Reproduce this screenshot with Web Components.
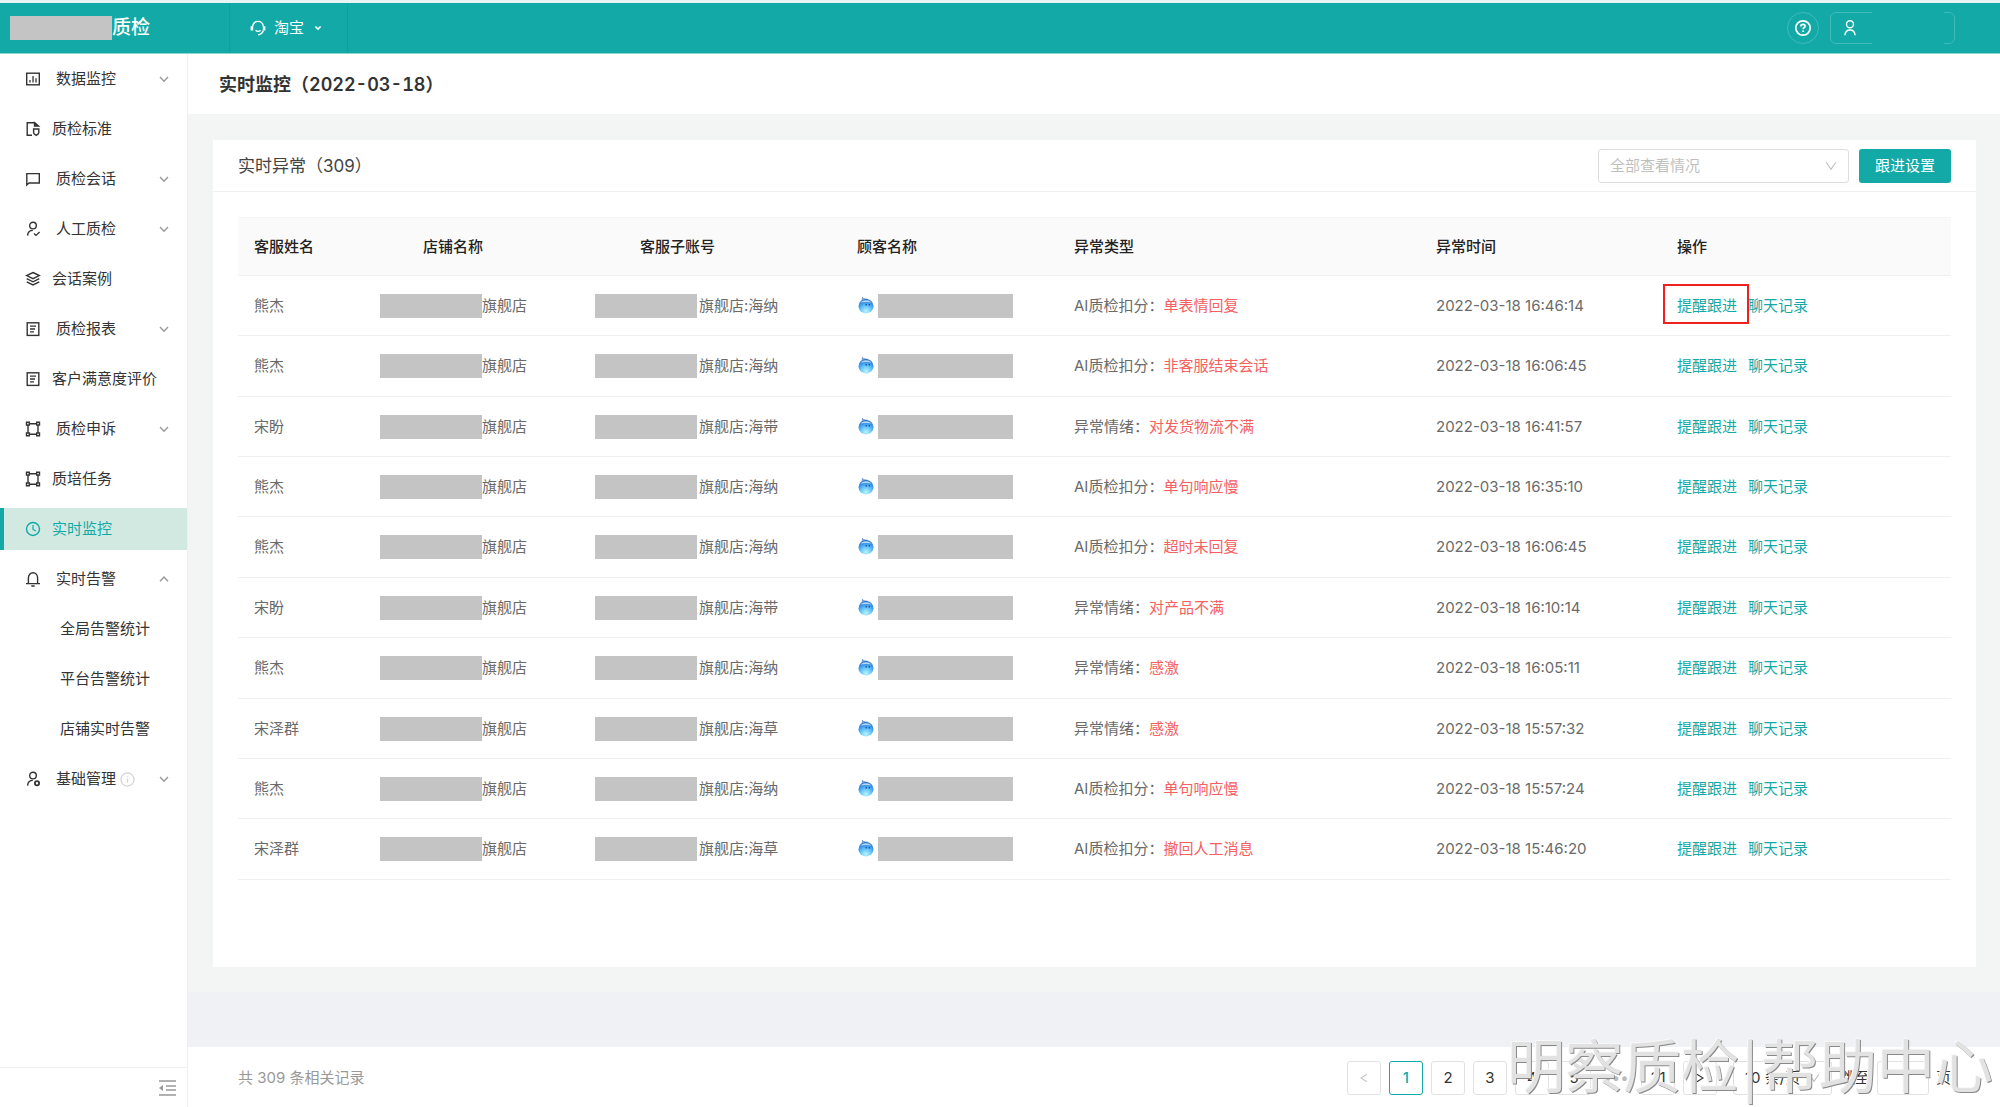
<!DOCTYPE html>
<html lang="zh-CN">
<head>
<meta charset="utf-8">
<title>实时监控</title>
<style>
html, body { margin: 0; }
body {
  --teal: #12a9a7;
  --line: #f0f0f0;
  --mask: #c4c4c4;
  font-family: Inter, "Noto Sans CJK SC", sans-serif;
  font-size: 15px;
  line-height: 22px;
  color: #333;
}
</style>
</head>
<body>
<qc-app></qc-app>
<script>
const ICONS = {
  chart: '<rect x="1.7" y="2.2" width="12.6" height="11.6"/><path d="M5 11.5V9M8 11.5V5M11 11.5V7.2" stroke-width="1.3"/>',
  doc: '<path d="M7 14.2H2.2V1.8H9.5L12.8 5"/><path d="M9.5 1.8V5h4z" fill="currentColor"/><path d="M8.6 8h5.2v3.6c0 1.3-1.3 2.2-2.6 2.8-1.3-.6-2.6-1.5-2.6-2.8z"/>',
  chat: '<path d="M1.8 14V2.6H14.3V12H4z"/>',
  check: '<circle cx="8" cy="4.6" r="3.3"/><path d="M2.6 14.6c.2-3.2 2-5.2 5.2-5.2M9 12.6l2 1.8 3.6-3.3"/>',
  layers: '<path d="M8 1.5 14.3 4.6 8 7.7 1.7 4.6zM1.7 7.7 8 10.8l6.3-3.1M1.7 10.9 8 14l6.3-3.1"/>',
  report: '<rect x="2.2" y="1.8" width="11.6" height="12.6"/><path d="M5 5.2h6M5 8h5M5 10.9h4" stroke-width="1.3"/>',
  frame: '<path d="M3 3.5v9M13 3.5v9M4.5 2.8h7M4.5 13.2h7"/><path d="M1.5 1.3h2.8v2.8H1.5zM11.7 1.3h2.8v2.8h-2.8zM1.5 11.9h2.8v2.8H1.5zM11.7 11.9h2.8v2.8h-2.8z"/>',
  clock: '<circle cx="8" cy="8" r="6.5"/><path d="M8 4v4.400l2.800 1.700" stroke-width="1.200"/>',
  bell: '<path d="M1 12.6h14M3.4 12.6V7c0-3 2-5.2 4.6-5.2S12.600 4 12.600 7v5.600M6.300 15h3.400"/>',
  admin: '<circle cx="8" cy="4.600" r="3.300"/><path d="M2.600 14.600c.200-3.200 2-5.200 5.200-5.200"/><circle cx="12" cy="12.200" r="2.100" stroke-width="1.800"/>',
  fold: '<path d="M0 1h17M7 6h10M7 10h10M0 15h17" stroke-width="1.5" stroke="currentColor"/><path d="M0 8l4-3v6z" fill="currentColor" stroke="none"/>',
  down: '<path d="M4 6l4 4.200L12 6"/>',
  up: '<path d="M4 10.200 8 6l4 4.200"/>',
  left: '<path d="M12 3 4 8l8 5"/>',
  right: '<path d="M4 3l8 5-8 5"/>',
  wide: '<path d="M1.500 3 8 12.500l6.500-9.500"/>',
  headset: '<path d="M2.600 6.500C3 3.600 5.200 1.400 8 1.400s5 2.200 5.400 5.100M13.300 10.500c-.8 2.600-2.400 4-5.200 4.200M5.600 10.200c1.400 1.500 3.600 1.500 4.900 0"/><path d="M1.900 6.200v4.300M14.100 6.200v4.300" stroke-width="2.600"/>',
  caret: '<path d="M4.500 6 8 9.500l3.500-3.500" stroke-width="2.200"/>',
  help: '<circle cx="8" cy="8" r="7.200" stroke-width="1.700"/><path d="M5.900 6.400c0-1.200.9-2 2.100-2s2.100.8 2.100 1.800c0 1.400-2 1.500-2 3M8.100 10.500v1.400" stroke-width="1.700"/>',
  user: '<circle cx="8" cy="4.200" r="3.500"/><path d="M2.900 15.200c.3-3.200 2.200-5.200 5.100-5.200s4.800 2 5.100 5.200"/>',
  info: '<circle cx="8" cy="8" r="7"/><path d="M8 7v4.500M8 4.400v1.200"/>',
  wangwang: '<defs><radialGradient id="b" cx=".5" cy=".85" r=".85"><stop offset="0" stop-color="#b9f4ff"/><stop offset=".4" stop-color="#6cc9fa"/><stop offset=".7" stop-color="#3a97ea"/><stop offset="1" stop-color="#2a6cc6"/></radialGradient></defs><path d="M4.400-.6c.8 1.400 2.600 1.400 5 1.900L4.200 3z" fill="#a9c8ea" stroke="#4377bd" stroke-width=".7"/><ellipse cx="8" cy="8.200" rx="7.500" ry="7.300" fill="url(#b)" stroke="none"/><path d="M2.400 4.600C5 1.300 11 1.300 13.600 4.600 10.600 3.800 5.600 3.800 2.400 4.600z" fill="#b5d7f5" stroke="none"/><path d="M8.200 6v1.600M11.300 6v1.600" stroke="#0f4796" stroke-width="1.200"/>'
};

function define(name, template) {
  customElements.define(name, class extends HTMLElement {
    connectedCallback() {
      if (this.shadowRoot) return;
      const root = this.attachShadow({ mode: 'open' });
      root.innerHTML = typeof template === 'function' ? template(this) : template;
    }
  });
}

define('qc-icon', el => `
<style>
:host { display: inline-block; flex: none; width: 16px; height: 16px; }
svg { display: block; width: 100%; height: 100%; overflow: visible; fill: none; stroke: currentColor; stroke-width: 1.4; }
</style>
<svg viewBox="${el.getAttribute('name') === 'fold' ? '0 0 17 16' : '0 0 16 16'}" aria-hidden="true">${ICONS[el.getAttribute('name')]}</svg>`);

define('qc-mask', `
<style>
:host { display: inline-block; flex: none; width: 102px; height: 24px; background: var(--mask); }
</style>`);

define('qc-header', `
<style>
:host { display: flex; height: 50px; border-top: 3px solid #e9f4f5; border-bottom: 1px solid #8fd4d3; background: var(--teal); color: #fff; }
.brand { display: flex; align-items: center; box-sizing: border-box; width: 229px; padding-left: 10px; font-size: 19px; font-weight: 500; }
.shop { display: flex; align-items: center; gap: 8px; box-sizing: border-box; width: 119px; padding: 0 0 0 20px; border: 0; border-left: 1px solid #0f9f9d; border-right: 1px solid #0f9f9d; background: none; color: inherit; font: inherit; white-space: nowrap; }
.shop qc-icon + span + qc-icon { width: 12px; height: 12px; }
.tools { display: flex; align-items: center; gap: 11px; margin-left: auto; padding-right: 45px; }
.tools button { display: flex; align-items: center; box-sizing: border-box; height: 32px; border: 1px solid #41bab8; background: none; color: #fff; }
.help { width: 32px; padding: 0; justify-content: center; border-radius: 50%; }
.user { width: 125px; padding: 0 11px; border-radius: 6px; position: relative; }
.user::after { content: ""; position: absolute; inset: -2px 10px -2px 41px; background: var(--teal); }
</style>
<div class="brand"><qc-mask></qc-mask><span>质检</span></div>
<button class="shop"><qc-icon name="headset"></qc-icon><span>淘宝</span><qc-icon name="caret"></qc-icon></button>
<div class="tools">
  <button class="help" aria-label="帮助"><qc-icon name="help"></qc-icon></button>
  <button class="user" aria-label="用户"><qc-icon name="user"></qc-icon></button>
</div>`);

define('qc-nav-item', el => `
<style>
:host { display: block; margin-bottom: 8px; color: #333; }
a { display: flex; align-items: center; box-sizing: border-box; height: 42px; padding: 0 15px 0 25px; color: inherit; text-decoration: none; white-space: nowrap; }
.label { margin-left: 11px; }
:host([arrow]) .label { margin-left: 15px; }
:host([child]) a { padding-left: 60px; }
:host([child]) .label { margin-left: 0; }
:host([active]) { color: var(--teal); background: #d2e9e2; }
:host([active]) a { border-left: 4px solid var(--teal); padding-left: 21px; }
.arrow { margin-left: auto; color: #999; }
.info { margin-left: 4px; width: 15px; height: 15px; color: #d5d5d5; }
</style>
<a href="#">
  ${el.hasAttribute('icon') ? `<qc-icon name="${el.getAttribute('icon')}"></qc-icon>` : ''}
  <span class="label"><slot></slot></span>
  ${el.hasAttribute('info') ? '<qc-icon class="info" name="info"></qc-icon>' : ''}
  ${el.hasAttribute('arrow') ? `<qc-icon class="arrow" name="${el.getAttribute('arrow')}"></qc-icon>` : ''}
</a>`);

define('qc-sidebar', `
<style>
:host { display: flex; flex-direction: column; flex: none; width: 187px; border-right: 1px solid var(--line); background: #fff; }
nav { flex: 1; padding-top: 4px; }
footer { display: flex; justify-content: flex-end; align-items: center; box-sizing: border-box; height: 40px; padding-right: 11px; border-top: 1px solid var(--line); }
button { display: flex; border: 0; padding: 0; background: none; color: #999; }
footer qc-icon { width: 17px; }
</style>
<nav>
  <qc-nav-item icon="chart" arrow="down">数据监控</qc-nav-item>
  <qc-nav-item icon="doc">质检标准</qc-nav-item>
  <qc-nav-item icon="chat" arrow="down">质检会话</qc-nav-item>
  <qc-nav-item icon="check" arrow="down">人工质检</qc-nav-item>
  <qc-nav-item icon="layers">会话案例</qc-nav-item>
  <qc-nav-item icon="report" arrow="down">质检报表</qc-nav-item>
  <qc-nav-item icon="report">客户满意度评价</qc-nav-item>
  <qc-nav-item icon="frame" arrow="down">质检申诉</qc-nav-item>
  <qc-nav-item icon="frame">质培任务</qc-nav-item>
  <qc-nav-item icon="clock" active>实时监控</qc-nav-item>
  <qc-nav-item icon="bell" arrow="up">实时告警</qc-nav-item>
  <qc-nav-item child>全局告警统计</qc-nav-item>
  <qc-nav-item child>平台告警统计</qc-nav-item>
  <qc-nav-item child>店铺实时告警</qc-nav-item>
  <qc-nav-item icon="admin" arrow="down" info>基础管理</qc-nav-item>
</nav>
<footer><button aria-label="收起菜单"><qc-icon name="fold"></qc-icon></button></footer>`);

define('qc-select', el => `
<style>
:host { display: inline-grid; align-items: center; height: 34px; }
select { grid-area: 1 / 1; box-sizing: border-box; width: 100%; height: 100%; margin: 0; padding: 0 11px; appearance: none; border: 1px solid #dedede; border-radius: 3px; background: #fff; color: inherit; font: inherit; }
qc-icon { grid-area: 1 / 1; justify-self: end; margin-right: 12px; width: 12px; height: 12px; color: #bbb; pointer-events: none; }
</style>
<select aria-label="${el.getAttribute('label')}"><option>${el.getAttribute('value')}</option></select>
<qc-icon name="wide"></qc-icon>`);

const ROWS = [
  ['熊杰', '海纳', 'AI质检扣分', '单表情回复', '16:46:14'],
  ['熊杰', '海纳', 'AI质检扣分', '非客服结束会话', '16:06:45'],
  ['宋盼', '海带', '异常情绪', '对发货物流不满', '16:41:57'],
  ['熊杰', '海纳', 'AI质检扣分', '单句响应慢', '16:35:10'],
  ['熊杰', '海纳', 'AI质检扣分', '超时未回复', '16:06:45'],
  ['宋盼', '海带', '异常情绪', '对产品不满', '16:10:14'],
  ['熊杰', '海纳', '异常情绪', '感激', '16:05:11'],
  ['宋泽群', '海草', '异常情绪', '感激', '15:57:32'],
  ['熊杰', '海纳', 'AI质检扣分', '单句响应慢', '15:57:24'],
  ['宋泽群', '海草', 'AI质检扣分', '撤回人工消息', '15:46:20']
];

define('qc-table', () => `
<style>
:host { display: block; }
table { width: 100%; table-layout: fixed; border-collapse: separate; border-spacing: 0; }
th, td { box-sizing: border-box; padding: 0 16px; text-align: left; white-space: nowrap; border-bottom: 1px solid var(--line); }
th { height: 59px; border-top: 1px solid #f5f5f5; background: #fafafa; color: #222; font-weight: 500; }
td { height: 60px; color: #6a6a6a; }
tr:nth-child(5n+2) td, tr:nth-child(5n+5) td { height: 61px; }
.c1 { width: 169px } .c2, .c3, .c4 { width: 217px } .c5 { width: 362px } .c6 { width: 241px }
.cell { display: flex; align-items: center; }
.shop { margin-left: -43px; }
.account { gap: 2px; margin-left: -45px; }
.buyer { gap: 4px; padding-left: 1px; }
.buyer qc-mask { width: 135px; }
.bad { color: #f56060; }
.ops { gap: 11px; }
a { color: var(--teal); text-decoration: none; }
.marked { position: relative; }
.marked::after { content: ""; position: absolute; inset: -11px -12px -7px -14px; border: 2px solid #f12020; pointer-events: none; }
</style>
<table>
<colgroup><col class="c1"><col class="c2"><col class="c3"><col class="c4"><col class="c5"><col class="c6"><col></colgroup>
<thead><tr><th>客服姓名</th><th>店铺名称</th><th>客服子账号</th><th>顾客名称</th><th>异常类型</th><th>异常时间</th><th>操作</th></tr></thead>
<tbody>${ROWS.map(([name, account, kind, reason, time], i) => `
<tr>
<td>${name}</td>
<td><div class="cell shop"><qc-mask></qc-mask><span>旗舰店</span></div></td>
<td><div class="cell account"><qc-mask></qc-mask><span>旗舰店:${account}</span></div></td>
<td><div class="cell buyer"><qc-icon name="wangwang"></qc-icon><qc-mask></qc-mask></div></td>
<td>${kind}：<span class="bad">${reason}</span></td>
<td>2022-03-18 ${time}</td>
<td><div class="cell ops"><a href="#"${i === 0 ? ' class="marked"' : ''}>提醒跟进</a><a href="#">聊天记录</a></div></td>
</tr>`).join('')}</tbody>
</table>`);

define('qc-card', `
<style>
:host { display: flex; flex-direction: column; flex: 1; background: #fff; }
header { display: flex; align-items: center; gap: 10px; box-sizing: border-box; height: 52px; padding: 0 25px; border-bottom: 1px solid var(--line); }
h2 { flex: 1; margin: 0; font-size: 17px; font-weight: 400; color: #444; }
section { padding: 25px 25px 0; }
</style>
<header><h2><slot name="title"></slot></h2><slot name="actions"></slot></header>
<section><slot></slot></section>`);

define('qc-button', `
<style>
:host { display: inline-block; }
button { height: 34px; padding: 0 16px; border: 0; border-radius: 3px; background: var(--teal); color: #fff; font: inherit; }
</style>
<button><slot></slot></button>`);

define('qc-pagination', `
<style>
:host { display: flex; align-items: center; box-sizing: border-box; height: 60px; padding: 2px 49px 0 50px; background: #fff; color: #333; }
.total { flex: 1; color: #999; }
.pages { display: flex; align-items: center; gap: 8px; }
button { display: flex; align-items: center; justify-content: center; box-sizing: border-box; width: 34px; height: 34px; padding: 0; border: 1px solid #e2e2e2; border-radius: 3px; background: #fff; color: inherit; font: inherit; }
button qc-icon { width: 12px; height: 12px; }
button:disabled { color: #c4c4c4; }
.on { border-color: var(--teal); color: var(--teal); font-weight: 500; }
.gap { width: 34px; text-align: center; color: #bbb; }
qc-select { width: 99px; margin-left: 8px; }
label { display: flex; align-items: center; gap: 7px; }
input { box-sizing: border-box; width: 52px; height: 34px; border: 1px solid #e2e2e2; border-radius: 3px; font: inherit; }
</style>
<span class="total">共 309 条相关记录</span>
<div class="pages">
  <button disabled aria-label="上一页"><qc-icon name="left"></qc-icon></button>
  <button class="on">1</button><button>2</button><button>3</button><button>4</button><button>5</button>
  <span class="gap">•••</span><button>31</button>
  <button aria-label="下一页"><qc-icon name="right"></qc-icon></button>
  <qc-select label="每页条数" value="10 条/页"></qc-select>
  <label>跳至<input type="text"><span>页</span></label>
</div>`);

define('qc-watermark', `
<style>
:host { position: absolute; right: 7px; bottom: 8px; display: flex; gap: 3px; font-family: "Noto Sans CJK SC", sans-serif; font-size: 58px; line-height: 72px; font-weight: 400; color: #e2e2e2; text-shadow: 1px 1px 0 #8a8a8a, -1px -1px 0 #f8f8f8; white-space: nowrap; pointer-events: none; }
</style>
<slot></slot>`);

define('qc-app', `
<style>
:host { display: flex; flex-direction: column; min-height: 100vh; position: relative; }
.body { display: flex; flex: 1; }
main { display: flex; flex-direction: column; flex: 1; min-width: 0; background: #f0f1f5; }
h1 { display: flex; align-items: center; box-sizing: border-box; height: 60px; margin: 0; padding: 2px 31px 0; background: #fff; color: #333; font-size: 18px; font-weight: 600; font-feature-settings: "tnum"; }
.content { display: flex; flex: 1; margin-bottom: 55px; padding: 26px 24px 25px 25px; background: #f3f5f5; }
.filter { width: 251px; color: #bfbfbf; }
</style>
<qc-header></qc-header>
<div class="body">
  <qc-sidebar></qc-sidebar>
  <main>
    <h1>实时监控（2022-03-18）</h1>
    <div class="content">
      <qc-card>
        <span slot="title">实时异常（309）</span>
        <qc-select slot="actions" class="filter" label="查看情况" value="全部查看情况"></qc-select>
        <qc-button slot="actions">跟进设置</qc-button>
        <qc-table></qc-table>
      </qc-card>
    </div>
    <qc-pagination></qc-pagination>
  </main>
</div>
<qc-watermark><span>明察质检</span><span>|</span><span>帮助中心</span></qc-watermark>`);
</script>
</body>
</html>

WHAT IS BEING ASKED –
Count how many lines above include the word "this" and answer with that figure only.

EXPECTED ANSWER –
4